SET TASK:
Without the pictures, can you quote each line below exactly?

++++

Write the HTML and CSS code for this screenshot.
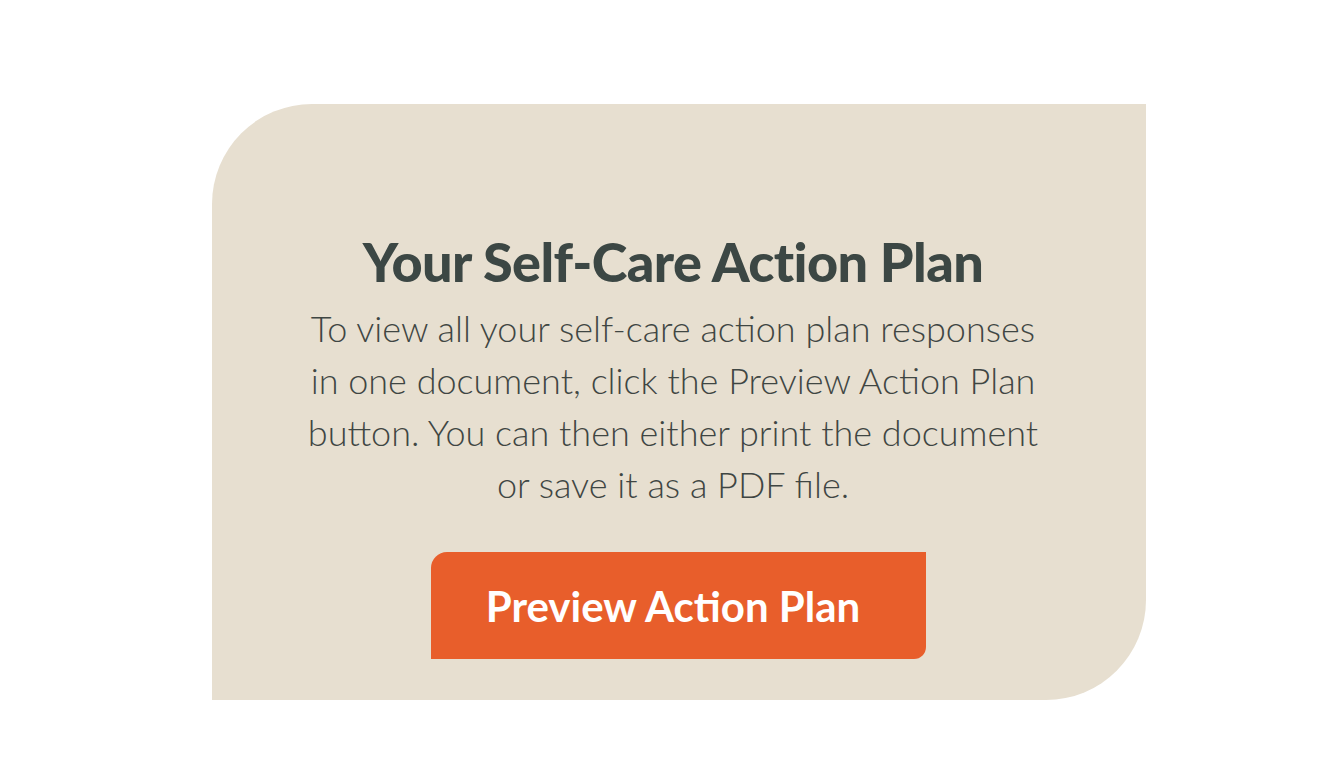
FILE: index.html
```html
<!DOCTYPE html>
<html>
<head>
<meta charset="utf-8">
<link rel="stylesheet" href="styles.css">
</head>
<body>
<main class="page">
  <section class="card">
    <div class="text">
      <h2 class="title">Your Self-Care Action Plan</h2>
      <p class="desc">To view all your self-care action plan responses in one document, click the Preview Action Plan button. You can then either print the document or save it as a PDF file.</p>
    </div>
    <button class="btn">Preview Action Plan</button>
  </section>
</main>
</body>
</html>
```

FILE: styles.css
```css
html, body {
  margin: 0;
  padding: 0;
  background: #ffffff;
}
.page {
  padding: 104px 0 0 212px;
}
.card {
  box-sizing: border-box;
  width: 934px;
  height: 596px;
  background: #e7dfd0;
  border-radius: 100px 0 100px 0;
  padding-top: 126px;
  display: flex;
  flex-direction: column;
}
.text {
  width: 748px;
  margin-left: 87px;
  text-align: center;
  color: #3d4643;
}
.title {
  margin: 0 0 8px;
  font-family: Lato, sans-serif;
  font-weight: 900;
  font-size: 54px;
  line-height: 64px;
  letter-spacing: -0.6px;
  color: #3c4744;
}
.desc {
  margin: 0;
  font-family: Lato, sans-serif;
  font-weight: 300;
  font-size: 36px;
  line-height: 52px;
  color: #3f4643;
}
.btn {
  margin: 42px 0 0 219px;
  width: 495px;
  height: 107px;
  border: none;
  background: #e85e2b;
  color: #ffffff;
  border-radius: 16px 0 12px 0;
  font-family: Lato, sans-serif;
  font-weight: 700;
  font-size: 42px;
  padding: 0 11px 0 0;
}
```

++++

TASK RESULT:
Write the HTML and CSS code for this screenshot.
FILE: index.html
```html
<!DOCTYPE html>
<html>
<head>
<meta charset="utf-8">
<link rel="stylesheet" href="styles.css">
</head>
<body>
<main class="page">
  <section class="card">
    <div class="text">
      <h2 class="title">Your Self-Care Action Plan</h2>
      <p class="desc">To view all your self-care action plan responses in one document, click the Preview Action Plan button. You can then either print the document or save it as a PDF file.</p>
    </div>
    <button class="btn">Preview Action Plan</button>
  </section>
</main>
</body>
</html>
```

FILE: styles.css
```css
html, body {
  margin: 0;
  padding: 0;
  background: #ffffff;
}
.page {
  padding: 104px 0 0 212px;
}
.card {
  box-sizing: border-box;
  width: 934px;
  height: 596px;
  background: #e7dfd0;
  border-radius: 100px 0 100px 0;
  padding-top: 126px;
  display: flex;
  flex-direction: column;
}
.text {
  width: 748px;
  margin-left: 87px;
  text-align: center;
  color: #3d4643;
}
.title {
  margin: 0 0 8px;
  font-family: Lato, sans-serif;
  font-weight: 900;
  font-size: 54px;
  line-height: 64px;
  letter-spacing: -0.6px;
  color: #3c4744;
}
.desc {
  margin: 0;
  font-family: Lato, sans-serif;
  font-weight: 300;
  font-size: 36px;
  line-height: 52px;
  color: #3f4643;
}
.btn {
  margin: 42px 0 0 219px;
  width: 495px;
  height: 107px;
  border: none;
  background: #e85e2b;
  color: #ffffff;
  border-radius: 16px 0 12px 0;
  font-family: Lato, sans-serif;
  font-weight: 700;
  font-size: 42px;
  padding: 0 11px 0 0;
}
```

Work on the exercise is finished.